This repo is under active development to do a bunch of interp / alignment stuff on gpt-oss-20b
conda create -n gptoss python=3.12 -y
conda activate gptoss
conda install -c conda-forge libstdcxx-ng -y
pip install uv
uv pip install -r requirements.txt
cd notebooks
bash vllm.sh
# then play with sample_gpt.ipynb
This pipeline computes the mean difference between activation vectors of unaligned responses and those of aligned responses.

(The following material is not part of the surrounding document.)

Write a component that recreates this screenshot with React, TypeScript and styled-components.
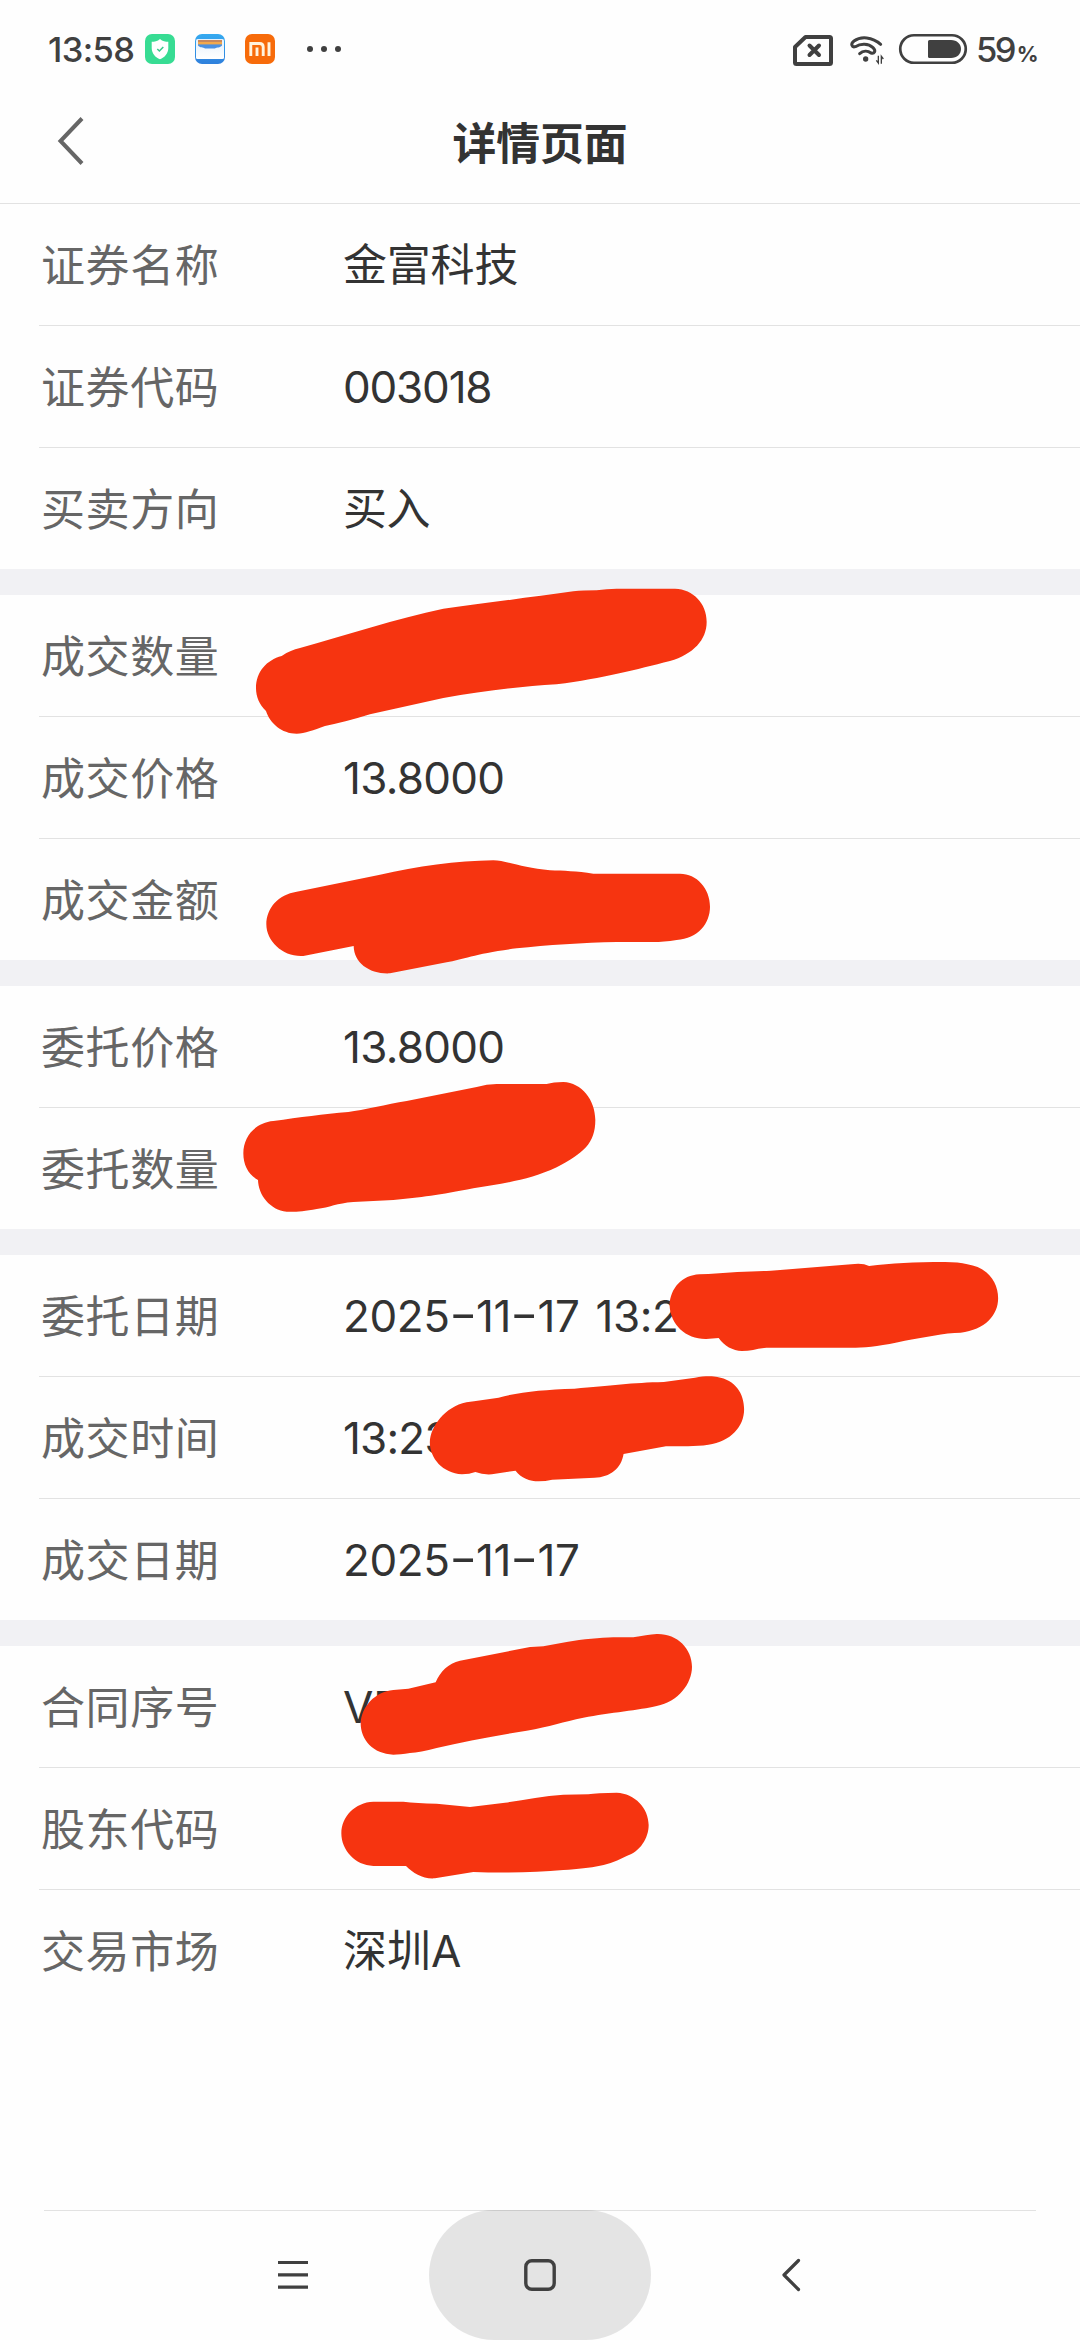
import React from "react";
import styled, { createGlobalStyle } from "styled-components";

const GlobalStyle = createGlobalStyle`
  * { box-sizing: border-box; }
  html, body { margin: 0; padding: 0; background: #fefefe; }
  body { font-family: Inter, "Noto Sans CJK SC", sans-serif; }
`;

const Page = styled.div`
  position: relative;
  display: flex;
  flex-direction: column;
  width: 1080px;
  height: 2340px;
  overflow: hidden;
  background: #fefefe;
`;

const StatusBar = styled.div`
  display: flex;
  align-items: center;
  justify-content: space-between;
  height: 98px;
  padding: 0 47px 0 48px;
  color: #404040;
`;

const StatusSide = styled.div`
  display: flex;
  align-items: center;
`;

const Clock = styled.span`
  width: 97px;
  padding-top: 1px;
  font-size: 34.5px;
  line-height: 40px;
  font-weight: 500;
  letter-spacing: -0.6px;
  white-space: nowrap;
`;

const Icon = styled.svg<{ $gap?: number }>`
  display: block;
  flex: none;
  margin-right: ${(p) => p.$gap ?? 0}px;
  overflow: visible;
`;

const Battery = styled.span`
  width: 57px;
  height: 40px;
  padding-top: 1px;
  font-size: 34.5px;
  line-height: 40px;
  font-weight: 500;
  letter-spacing: -2.6px;
  white-space: nowrap;
`;

const Percent = styled.span`
  margin-left: 3px;
  font-size: 21.5px;
  line-height: 1;
  font-weight: 700;
  letter-spacing: 0;
`;

const Header = styled.header`
  display: grid;
  grid-template-columns: 120px 1fr 120px;
  align-items: center;
  height: 106px;
  padding-bottom: 19px;
  border-bottom: 1px solid #e2e2e2;
`;

const BackButton = styled.button`
  display: flex;
  align-items: center;
  height: 60px;
  padding: 0 0 0 57px;
  border: 0;
  background: none;
`;

const Title = styled.h1`
  margin: 0;
  text-align: center;
  font-family: "Noto Sans CJK SC", sans-serif;
  font-size: 43.8px;
  line-height: 60px;
  font-weight: 700;
  color: #333;
`;

const Group = styled.section`
  display: flex;
  flex-direction: column;
  & + & {
    border-top: 26px solid #f1f1f4;
  }
`;

const Row = styled.div`
  display: flex;
  align-items: center;
  height: 121px;
  margin-left: 39px;
  & + & {
    height: 122px;
    border-top: 1px solid #e2e2e2;
  }
`;

const Label = styled.span`
  width: 304px;
  padding: 0 0 4px 2px;
  font-family: "Noto Sans CJK SC", sans-serif;
  font-size: 44px;
  line-height: 64px;
  letter-spacing: 0.6px;
  color: #666;
`;

const Value = styled.span<{ $tracking?: number }>`
  font-size: 44px;
  line-height: 64px;
  letter-spacing: ${(p) => p.$tracking ?? 0}px;
  word-spacing: 4px;
  color: #333;
  white-space: nowrap;
`;

const Dash = styled.span`
  display: inline-block;
  margin: 0 3.3px;
  font-feature-settings: "case";
  transform: scaleX(1.4);
`;

const NavBar = styled.nav`
  display: flex;
  justify-content: center;
  height: 130px;
  margin: auto 44px 0;
  box-shadow: inset 0 1px 0 #e2e2e2;
`;

const NavButton = styled.button<{ $active?: boolean }>`
  display: flex;
  align-items: center;
  justify-content: center;
  width: ${(p) => (p.$active ? 222 : 272)}px;
  height: 130px;
  padding: 0;
  border: 0;
  border-radius: 65px;
  background: ${(p) => (p.$active ? "rgba(0, 0, 0, 0.1)" : "transparent")};
`;

const Marker = styled.svg`
  position: absolute;
  inset: 0;
  pointer-events: none;
  fill: #f63410;
`;

type Field = { label: string; value: string; tracking?: number };

const groups: Field[][] = [
  [
    { label: "证券名称", value: "金富科技", tracking: -0.2 },
    { label: "证券代码", value: "003018", tracking: -1.2 },
    { label: "买卖方向", value: "买入", tracking: -0.4 },
  ],
  [
    { label: "成交数量", value: "" },
    { label: "成交价格", value: "13.8000", tracking: -0.7 },
    { label: "成交金额", value: "" },
  ],
  [
    { label: "委托价格", value: "13.8000", tracking: -0.7 },
    { label: "委托数量", value: "" },
  ],
  [
    { label: "委托日期", value: "2025-11-17 13:2", tracking: -0.4 },
    { label: "成交时间", value: "13:23", tracking: -0.8 },
    { label: "成交日期", value: "2025-11-17", tracking: -0.4 },
  ],
  [
    { label: "合同序号", value: "VF" },
    { label: "股东代码", value: "" },
    { label: "交易市场", value: "深圳A", tracking: 0 },
  ],
];

const strokes = [
  {
    place: "translate(230 560) scale(0.33333)",
    d: "M78 385C78 335 110 300 155 288C175 275 190 268 210 264C350 225 500 175 640 146C760 130 900 112 1030 94Q1060 91 1100 91Q1130 86 1160 86L1335 86C1390 88 1430 130 1430 185C1430 240 1390 282 1320 303C1220 328 1120 355 980 373C870 380 760 392 640 414L420 463Q350 485 285 498C250 510 225 521 200 521C155 521 120 490 108 453C88 435 78 410 78 385Z",
  },
  {
    place: "translate(230 840) scale(0.33333)",
    d: "M109 253C109 205 145 163 200 155L450 104C560 80 680 62 790 61C830 62 880 85 960 91C1000 92 1040 94 1090 101L1350 101C1400 101 1440 145 1440 200C1440 250 1405 295 1340 300Q1300 306 1270 306L1160 306C1060 308 950 315 860 325C740 340 700 358 650 367L480 400C420 403 372 370 371 318L220 348C160 352 109 305 109 253Z",
  },
  {
    place: "translate(220 1060) scale(0.33333)",
    d: "M70 280C70 230 105 188 160 183C240 172 310 162 385 156C430 150 500 133 560 123L770 81Q800 72 830 72L980 72Q1000 66 1030 66C1085 68 1126 120 1126 180C1126 250 1090 280 1010 322C930 360 850 370 760 385C660 405 600 413 520 420L400 426C350 430 330 442 290 447C250 455 220 456 200 455C150 450 115 405 114 360C85 345 70 315 70 280Z",
  },
  {
    place: "translate(320 1240) scale(0.44643 0.33333)",
    d: "M783 195C785 145 810 106 850 103L870 102C920 96 970 95 1010 92L1190 73Q1215 68 1230 78C1280 70 1330 66 1400 66Q1430 66 1450 73C1495 82 1519 125 1519 175C1519 225 1490 270 1435 278C1400 278 1350 293 1310 302C1260 317 1230 322 1200 323L1000 323C980 325 965 333 945 333C925 332 905 318 893 294L865 297C820 298 785 255 783 195Z",
  },
  {
    place: "translate(320 1240) scale(0.44643 0.33333)",
    d: "M246 607C247 560 280 500 328 487L345 484L400 473C450 455 500 449 570 446C650 437 700 428 770 426L840 413C860 408 880 408 890 411C930 420 950 460 950 508C950 560 920 605 870 614C840 620 810 618 775 619L680 642C675 685 650 712 615 713L520 719Q505 724 490 724C470 724 450 714 438 692L385 703Q365 705 348 696Q335 703 318 703C275 700 246 655 246 607Z",
  },
  {
    place: "translate(320 1520) scale(0.33333)",
    d: "M122 610C124 560 165 515 220 510L265 506L347 487C360 455 385 430 420 422L630 381L670 379L740 366C790 357 840 354 880 352L940 352Q980 344 1010 342C1070 340 1116 385 1116 440C1116 490 1075 545 1010 558C960 570 870 578 790 593C730 605 690 620 620 632C520 648 430 665 350 684Q300 697 270 699Q240 704 220 704C160 702 122 660 122 610Z",
  },
  {
    place: "translate(320 1520) scale(0.33333)",
    d: "M64 940C64 890 105 847 160 845L250 845Q290 850 350 851L450 861L555 848C610 840 670 828 730 824L805 823Q830 818 890 818C945 820 986 865 986 915C986 955 960 995 920 1008C870 1035 820 1045 730 1050C650 1057 560 1060 460 1056L345 1075C310 1078 280 1060 258 1038L160 1038C105 1036 64 990 64 940Z",
  },
];

function ShieldIcon() {
  return (
    <Icon $gap={20} width="30" height="30" viewBox="0 0 30 30">
      <rect width="30" height="30" rx="7" fill="#37dc93" />
      <path d="M15 5C12.5 7.3 9.5 7.8 6.7 7.8V14C6.7 19.5 10.5 23.500 15 25.300C19.500 23.500 23.300 19.500 23.300 14V7.800C20.500 7.800 17.500 7.300 15 5Z" fill="#fff" />
      <path d="M12.300 15L14.400 17L18.300 12.900" fill="none" stroke="#37c98b" strokeWidth="1.500" />
    </Icon>
  );
}

function WalletIcon() {
  return (
    <Icon $gap={20} width="30" height="30" viewBox="0 0 30 30">
      <defs>
        <linearGradient id="walletBack" x1="0" y1="0" x2="0" y2="1">
          <stop offset="0" stopColor="#35aaf0" />
          <stop offset="1" stopColor="#2f80dc" />
        </linearGradient>
        <linearGradient id="walletFront" x1="0" y1="0" x2="0" y2="1">
          <stop offset="0" stopColor="#e4f0fb" />
          <stop offset="1" stopColor="#fff" />
        </linearGradient>
      </defs>
      <rect width="30" height="30" rx="7" fill="url(#walletBack)" />
      <rect x="1" y="5" width="28" height="20" rx="1.500" fill="url(#walletFront)" />
      <path d="M3 6H27V11.500C25 14 22 13 20 14.500H10C8 13 5 14 3 11.500Z" fill="#4a90e2" />
      <path d="M3 6H27V8H3Z" fill="#c8875c" />
      <path d="M3 8H27V10.400H3Z" fill="#f2a84c" />
    </Icon>
  );
}

function MiIcon() {
  return (
    <Icon $gap={31.500} width="30" height="30" viewBox="0 0 30 30">
      <rect width="30" height="30" rx="7" fill="#f76b0a" />
      <path d="M5.800 22V9.500H14.500Q18.200 9.500 18.200 13V22M12 13.500V22M24 8.300V22" fill="none" stroke="#fff3dd" strokeWidth="2.900" />
    </Icon>
  );
}

function StatusDots() {
  return (
    <Icon width="34" height="6" viewBox="0 0 34 6" fill="#404040">
      <circle cx="3" cy="3" r="3" />
      <circle cx="17" cy="3" r="3" />
      <circle cx="31" cy="3" r="3" />
    </Icon>
  );
}

function NoSimIcon() {
  return (
    <Icon $gap={17} width="40" height="31" viewBox="0 -1 40 31" fill="none" stroke="#404040">
      <path d="M12.500 2H36.500Q38 2 38 3.500V27.500Q38 29 36.500 29H3.500Q2 29 2 27.500V12Z" strokeWidth="4" strokeLinejoin="round" />
      <path d="M16.500 10.500L26 20M26 10.500L16.500 20" strokeWidth="4" strokeLinecap="round" />
    </Icon>
  );
}

function WifiIcon() {
  return (
    <Icon $gap={15} width="34" height="27" viewBox="270 106 102 81" fill="none" stroke="#404040">
      <path
        d="M362 131C337 108 302 106 282 121C270 130 276 141 286 138C302 128 325 128 339 141C350 152 342 160 333 157C323 149 309 150 299 159"
        strokeWidth="9"
        strokeLinecap="round"
        strokeLinejoin="round"
      />
      <circle cx="317" cy="175" r="8" fill="#404040" stroke="none" />
      <path d="M355 165V187L349 179M364 189V167L370 175" strokeWidth="4" />
    </Icon>
  );
}

function BatteryIcon() {
  return (
    <Icon $gap={9} width="68" height="30" viewBox="0 0 68 30">
      <rect x="1.250" y="1.250" width="65.500" height="27.500" rx="13.750" fill="none" stroke="#404040" strokeWidth="2.700" />
      <path d="M30.500 6H52C58 6 62 10 62 15S58 24 52 24H30.500Q29 24 29 22.500V7.500Q29 6 30.500 6Z" fill="#404040" />
    </Icon>
  );
}

function ValueText({ text }: { text: string }) {
  return (
    <>
      {text.split("-").map((part, i) => (
        <React.Fragment key={i}>
          {i > 0 && <Dash>-</Dash>}
          {part}
        </React.Fragment>
      ))}
    </>
  );
}

export default function App() {
  return (
    <Page>
      <GlobalStyle />
      <StatusBar>
        <StatusSide>
          <Clock>13:58</Clock>
          <ShieldIcon />
          <WalletIcon />
          <MiIcon />
          <StatusDots />
        </StatusSide>
        <StatusSide>
          <NoSimIcon />
          <WifiIcon />
          <BatteryIcon />
          <Battery>
            59<Percent>%</Percent>
          </Battery>
        </StatusSide>
      </StatusBar>
      <Header>
        <BackButton aria-label="返回">
          <Icon width="28" height="48" viewBox="0 0 28 48">
            <path d="M25 1.500L3.500 24L25 46.500" fill="none" stroke="#666" strokeWidth="4" />
          </Icon>
        </BackButton>
        <Title>详情页面</Title>
      </Header>
      <main>
        {groups.map((fields, i) => (
          <Group key={i}>
            {fields.map((f) => (
              <Row key={f.label}>
                <Label>{f.label}</Label>
                <Value $tracking={f.tracking}>
                  <ValueText text={f.value} />
                </Value>
              </Row>
            ))}
          </Group>
        ))}
      </main>
      <NavBar>
        <NavButton aria-label="菜单">
          <Icon width="30" height="32" viewBox="0 0 30 32">
            <path d="M0 3.500H30M0 15.800H30M0 28.100H30" stroke="#404040" strokeWidth="3.200" />
          </Icon>
        </NavButton>
        <NavButton $active aria-label="主页">
          <Icon width="32" height="32" viewBox="0 0 32 32">
            <rect x="1.800" y="1.800" width="28.400" height="28.400" rx="6" fill="none" stroke="#404040" strokeWidth="3.400" />
          </Icon>
        </NavButton>
        <NavButton aria-label="后退">
          <Icon width="28" height="32" viewBox="-8 0 28 32">
            <path d="M17.500 1.500L3 16L17.500 30.500" fill="none" stroke="#404040" strokeWidth="3.200" strokeLinecap="round" strokeLinejoin="round" />
          </Icon>
        </NavButton>
      </NavBar>
      <Marker width="1080" height="2340" viewBox="0 0 1080 2340">
        {strokes.map((s, i) => (
          <path key={i} transform={s.place} d={s.d} />
        ))}
      </Marker>
    </Page>
  );
}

It then uses these activation vector to steer the outputs of the model. (Cool observation: I compute the activation of the prompt, not response!)
I will make these scripts more production grade in the coming days.
export CUDA_VISIBLE_DEVICES=[your device] # most stable on single device
cd steering_vector
python find_vector.py
python compute_vector_diff.py
python steer_model.py \
--layer [19] \
--visualize_step [10]
python analyze_vectors.py
We want to train and eval a full SAE on the mysterious layer 19 (which jailbreaks gpt-oss) to extract the most evil features.
The model code is taken from openai's sparse_autoencoder repo and the training / eval is built from scratch.
To begin training on a data_dir of a single .pt with stacked activation vectors, do:
cd sae
python train_sae.py [config.yaml]
python eval.py [model_path.pt] [vector.pt]
Enjoy!